### What the task requires
Return the lines below exactly, from the first line to the line that contains "padding: 12px 0 0 24px;". Leave out pictures.
-- -- --
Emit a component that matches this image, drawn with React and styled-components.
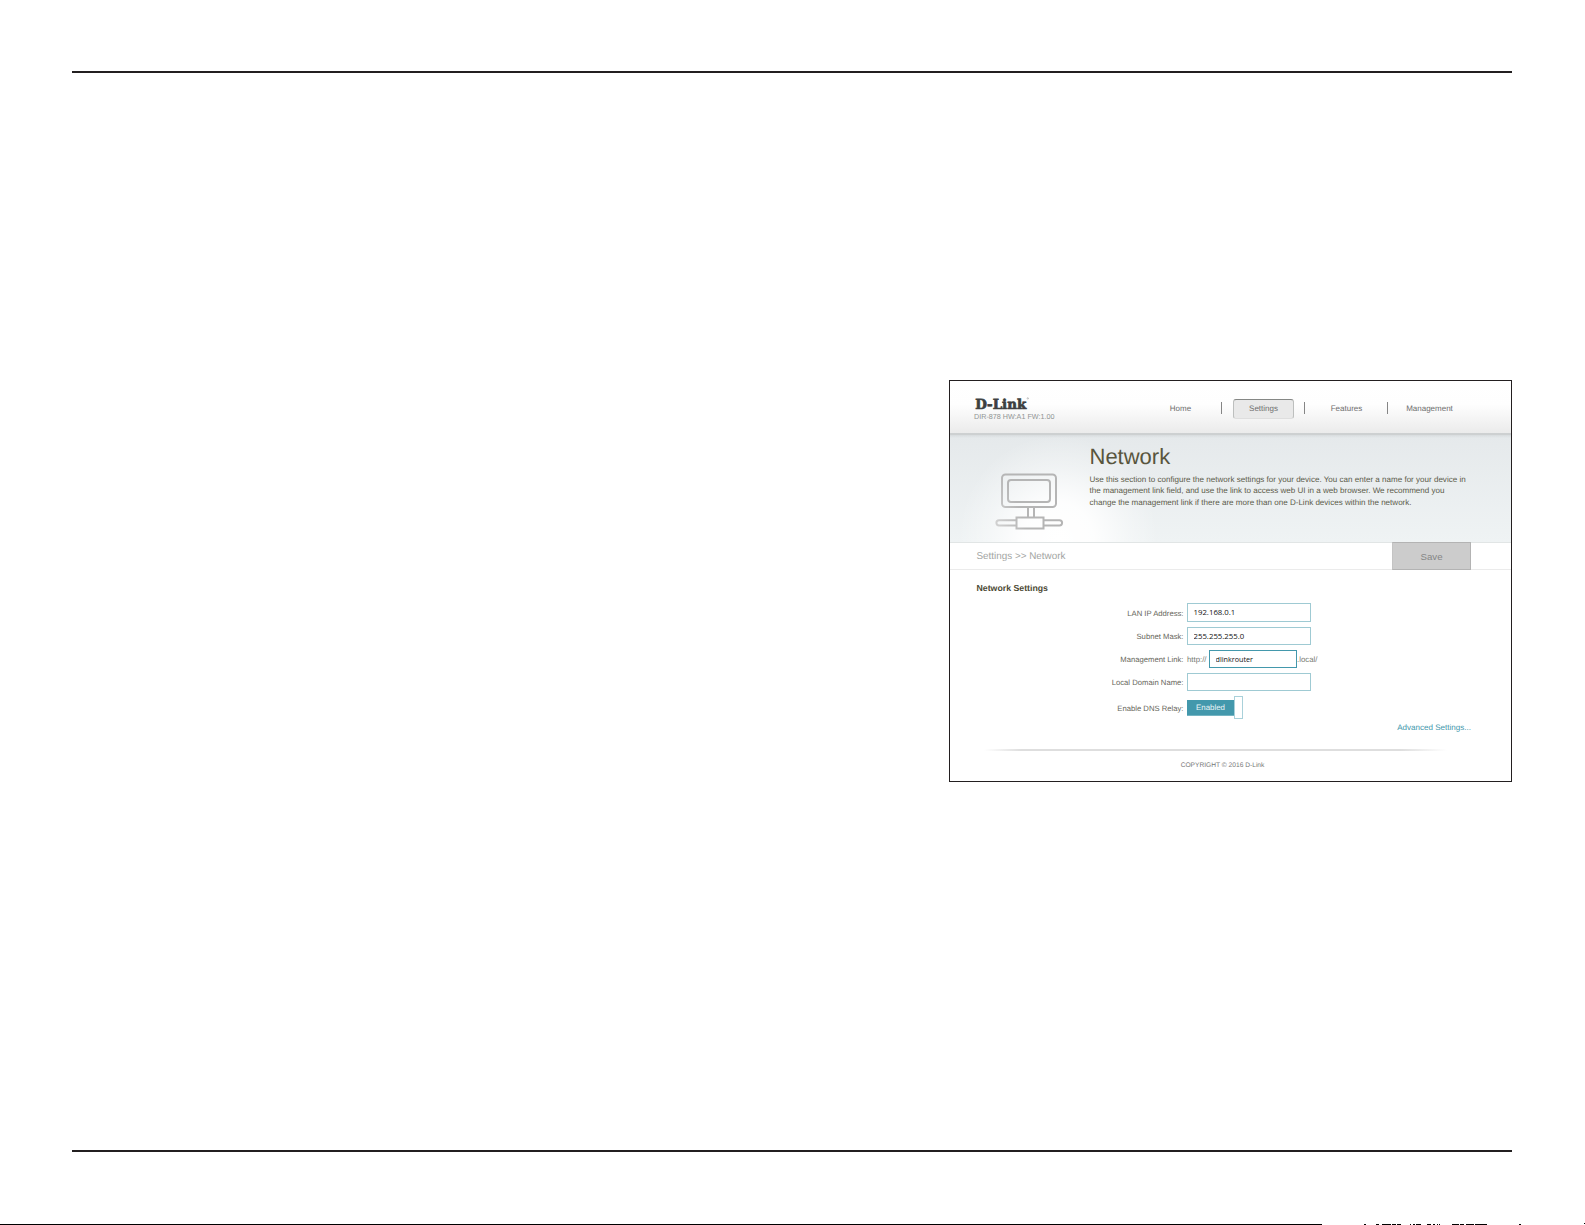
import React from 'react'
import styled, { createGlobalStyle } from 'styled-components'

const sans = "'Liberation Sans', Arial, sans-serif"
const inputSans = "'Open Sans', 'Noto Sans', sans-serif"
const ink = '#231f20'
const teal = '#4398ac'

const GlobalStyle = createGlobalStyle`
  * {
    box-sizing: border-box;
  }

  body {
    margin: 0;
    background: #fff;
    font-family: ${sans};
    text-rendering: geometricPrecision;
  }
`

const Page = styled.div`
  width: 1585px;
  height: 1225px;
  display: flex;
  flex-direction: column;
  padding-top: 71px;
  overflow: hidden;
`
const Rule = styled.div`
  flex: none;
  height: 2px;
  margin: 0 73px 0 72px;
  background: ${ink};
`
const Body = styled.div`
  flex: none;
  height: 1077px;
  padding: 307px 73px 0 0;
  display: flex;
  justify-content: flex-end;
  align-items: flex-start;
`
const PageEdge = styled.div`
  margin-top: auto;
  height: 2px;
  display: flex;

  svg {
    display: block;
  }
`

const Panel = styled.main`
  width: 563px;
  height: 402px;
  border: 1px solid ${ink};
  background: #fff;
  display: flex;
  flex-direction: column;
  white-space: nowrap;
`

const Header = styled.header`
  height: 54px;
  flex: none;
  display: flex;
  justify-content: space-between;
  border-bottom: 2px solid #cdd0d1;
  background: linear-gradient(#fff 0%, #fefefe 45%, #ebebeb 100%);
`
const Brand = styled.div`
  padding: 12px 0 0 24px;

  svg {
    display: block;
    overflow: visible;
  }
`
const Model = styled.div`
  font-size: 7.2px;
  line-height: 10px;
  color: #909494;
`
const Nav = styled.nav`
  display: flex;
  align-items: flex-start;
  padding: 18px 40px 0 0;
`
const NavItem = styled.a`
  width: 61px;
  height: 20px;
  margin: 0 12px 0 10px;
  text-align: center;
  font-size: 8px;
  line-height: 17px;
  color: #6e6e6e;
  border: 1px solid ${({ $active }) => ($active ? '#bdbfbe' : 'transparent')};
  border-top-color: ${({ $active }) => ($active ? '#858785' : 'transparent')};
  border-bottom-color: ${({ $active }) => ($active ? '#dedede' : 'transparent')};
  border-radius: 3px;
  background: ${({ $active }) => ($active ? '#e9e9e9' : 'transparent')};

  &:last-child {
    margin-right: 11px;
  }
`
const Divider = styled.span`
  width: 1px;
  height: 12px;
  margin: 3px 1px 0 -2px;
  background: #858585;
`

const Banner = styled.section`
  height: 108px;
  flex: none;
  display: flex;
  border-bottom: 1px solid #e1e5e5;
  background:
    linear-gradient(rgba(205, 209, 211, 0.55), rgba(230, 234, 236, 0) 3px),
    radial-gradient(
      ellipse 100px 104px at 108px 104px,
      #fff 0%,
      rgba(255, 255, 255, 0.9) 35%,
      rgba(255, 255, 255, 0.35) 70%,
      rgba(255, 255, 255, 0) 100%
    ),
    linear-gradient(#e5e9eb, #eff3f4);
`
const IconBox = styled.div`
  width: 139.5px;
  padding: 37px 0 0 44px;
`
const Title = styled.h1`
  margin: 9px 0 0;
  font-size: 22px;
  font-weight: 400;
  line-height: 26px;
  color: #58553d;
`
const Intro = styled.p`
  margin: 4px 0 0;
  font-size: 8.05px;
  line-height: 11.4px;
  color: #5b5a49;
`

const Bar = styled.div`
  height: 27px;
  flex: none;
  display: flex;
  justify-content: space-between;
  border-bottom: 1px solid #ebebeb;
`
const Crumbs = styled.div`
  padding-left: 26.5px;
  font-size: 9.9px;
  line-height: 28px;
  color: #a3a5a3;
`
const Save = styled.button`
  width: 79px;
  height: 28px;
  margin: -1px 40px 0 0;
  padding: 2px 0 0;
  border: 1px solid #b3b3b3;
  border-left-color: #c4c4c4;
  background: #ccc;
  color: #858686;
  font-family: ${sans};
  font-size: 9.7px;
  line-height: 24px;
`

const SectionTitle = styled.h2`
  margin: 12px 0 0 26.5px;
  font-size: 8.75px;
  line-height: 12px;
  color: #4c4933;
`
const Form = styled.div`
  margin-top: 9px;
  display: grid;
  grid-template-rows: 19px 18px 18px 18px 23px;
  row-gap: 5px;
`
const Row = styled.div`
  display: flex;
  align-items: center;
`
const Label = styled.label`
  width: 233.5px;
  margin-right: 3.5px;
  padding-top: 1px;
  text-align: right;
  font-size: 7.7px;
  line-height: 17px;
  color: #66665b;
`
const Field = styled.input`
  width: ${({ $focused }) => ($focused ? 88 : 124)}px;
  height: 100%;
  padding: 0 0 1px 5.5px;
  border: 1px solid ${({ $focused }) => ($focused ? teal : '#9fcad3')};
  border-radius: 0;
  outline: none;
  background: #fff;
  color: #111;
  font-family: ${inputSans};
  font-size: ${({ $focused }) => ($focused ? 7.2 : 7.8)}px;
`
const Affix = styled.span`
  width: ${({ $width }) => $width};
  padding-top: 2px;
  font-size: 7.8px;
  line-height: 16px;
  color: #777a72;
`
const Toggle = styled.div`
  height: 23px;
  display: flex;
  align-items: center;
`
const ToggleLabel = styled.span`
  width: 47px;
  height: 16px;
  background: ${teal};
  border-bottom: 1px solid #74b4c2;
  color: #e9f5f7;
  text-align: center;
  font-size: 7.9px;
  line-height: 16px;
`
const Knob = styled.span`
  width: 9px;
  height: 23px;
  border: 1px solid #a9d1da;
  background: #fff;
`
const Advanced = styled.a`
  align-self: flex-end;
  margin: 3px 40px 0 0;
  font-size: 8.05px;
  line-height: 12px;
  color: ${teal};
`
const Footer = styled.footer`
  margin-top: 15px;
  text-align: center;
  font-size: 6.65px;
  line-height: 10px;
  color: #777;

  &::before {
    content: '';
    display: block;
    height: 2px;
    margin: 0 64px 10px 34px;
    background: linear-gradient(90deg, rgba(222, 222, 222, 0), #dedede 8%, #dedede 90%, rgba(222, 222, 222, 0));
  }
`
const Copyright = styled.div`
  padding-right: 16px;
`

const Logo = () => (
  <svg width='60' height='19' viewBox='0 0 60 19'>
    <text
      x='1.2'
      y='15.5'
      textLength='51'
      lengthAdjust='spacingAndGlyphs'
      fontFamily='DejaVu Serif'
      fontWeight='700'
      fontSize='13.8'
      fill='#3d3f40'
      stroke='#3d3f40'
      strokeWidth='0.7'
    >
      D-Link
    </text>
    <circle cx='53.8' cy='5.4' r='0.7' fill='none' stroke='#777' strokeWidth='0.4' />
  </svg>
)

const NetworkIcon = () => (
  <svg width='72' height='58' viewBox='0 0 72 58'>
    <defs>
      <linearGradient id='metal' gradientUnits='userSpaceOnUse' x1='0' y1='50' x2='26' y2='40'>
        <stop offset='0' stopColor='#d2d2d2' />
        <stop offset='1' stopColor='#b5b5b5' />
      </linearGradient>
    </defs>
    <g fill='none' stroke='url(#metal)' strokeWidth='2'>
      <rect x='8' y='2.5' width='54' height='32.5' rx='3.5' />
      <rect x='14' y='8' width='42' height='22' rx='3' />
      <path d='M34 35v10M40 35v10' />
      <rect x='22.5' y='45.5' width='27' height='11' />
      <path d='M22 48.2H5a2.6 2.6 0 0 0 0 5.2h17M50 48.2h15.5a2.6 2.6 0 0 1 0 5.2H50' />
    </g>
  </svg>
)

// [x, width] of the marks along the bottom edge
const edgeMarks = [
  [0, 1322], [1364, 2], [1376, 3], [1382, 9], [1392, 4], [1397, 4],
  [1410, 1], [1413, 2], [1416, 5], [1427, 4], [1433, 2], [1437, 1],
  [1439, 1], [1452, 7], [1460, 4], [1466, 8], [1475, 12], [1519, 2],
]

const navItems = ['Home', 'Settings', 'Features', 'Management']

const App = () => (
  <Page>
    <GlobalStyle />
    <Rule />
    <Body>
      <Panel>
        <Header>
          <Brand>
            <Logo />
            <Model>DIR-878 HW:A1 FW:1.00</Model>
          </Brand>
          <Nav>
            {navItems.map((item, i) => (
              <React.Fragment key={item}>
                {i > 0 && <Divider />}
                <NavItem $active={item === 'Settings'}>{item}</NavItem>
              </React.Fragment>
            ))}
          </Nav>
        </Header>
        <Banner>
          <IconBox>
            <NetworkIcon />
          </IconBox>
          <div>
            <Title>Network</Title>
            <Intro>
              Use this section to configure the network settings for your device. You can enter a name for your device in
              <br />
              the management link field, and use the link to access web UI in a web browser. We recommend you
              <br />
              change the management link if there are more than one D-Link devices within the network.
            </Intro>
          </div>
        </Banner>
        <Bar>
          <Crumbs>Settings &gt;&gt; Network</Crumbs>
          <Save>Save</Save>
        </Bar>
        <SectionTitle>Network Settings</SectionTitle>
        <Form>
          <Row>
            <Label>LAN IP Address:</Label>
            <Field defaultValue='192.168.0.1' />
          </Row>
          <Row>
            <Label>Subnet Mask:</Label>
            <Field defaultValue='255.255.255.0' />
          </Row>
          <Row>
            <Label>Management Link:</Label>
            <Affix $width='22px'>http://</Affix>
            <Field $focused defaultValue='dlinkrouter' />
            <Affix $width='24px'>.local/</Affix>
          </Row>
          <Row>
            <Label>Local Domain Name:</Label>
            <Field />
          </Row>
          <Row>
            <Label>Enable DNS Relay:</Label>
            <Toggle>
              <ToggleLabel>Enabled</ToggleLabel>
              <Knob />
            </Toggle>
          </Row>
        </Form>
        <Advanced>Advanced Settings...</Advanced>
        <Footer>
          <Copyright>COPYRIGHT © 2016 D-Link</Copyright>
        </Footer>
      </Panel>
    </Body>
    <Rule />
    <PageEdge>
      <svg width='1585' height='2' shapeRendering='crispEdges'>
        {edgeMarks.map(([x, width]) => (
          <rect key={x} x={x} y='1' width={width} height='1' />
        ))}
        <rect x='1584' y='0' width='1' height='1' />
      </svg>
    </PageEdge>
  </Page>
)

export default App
-- -- --
### Answer to the exercise
Emit a component that matches this image, drawn with React and styled-components.
import React from 'react'
import styled, { createGlobalStyle } from 'styled-components'

const sans = "'Liberation Sans', Arial, sans-serif"
const inputSans = "'Open Sans', 'Noto Sans', sans-serif"
const ink = '#231f20'
const teal = '#4398ac'

const GlobalStyle = createGlobalStyle`
  * {
    box-sizing: border-box;
  }

  body {
    margin: 0;
    background: #fff;
    font-family: ${sans};
    text-rendering: geometricPrecision;
  }
`

const Page = styled.div`
  width: 1585px;
  height: 1225px;
  display: flex;
  flex-direction: column;
  padding-top: 71px;
  overflow: hidden;
`
const Rule = styled.div`
  flex: none;
  height: 2px;
  margin: 0 73px 0 72px;
  background: ${ink};
`
const Body = styled.div`
  flex: none;
  height: 1077px;
  padding: 307px 73px 0 0;
  display: flex;
  justify-content: flex-end;
  align-items: flex-start;
`
const PageEdge = styled.div`
  margin-top: auto;
  height: 2px;
  display: flex;

  svg {
    display: block;
  }
`

const Panel = styled.main`
  width: 563px;
  height: 402px;
  border: 1px solid ${ink};
  background: #fff;
  display: flex;
  flex-direction: column;
  white-space: nowrap;
`

const Header = styled.header`
  height: 54px;
  flex: none;
  display: flex;
  justify-content: space-between;
  border-bottom: 2px solid #cdd0d1;
  background: linear-gradient(#fff 0%, #fefefe 45%, #ebebeb 100%);
`
const Brand = styled.div`
  padding: 12px 0 0 24px;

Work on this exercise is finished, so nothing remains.